Wednesday, September 15, 2010

i ♥

i ♥ wearing odd coloured havaianas.
i ♥ my lovely friends - you know who you are.
i ♥ my beautiful family.
i ♥ the fantastic people i work with.
i ♥ when i understand IT.
i ♥ the colour red.
i ♥ sweet disposition.
i ♥ Sunday's.
i ♥ wearing dresses.
i ♥ blogs.

Tuesday, September 14, 2010

bootcamp

Last night was bootcamp night and it was enjoyable. All other bootcamper's were stuck at work/ at home with kids/ sick so i had our wonderful trainer Kim from K Fitt to myself.

Kim kicked my arse! She had me running, lunging, pushing, pulling, huffing and puffing. Last night i hated her for it, today i thank her for it. I feel fitter, slimmer and slightly achy in that good way. Bootcamp works for me because it's outside, its different every time and because my trainer is lovely.

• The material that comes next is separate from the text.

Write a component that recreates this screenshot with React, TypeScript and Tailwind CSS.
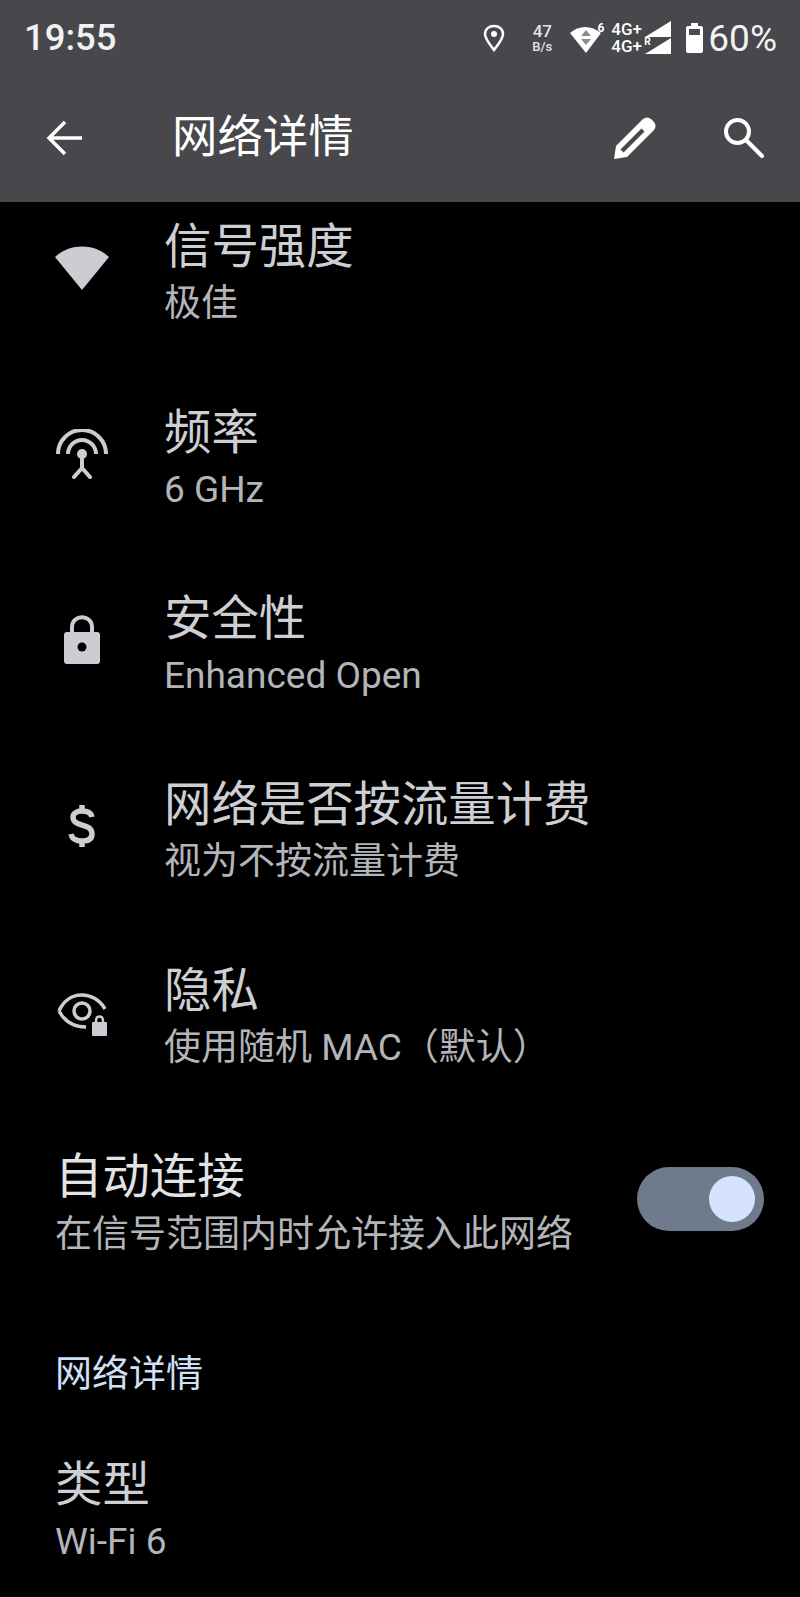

Today i am looking forward to yoga tonight and a fitter, healthier body for warmer weather.

Monday, September 13, 2010

the little things


Smiley face drawn by my favourite barista to cheer up my Monday.

how this blog came to be

i ♥ blogs. i read them everyday.

This idea was in the back of my mind, maybe i could write a blog too, then that little voice inside me said 'but what would you write? will you talk about your private life? what will you post? will you remember to update? what if people don't like it?'. I didn't know.

Every now and then the though would come into my head and i would explore it some more then push it out of my mind.

One day i voiced it, i mentioned it to Sam and Jerry and they asked the tough question ' what would you write about?'. I gave them 2 different idea's and titles and with their encouragement i decided i would write for myself.

This is me just testing the waters writing about my experiences - learning, loving, laughing and life.

Thursday, September 2, 2010

potter - gwen hanssen pigott




-Potter, Gwyn Hanssen Pigott
 
 
"I am simply looking for beauty, whatever that is - it's nothing that can be explained - only felt. If i find it in a single bowl, or wandering line of pots, good. I am grateful."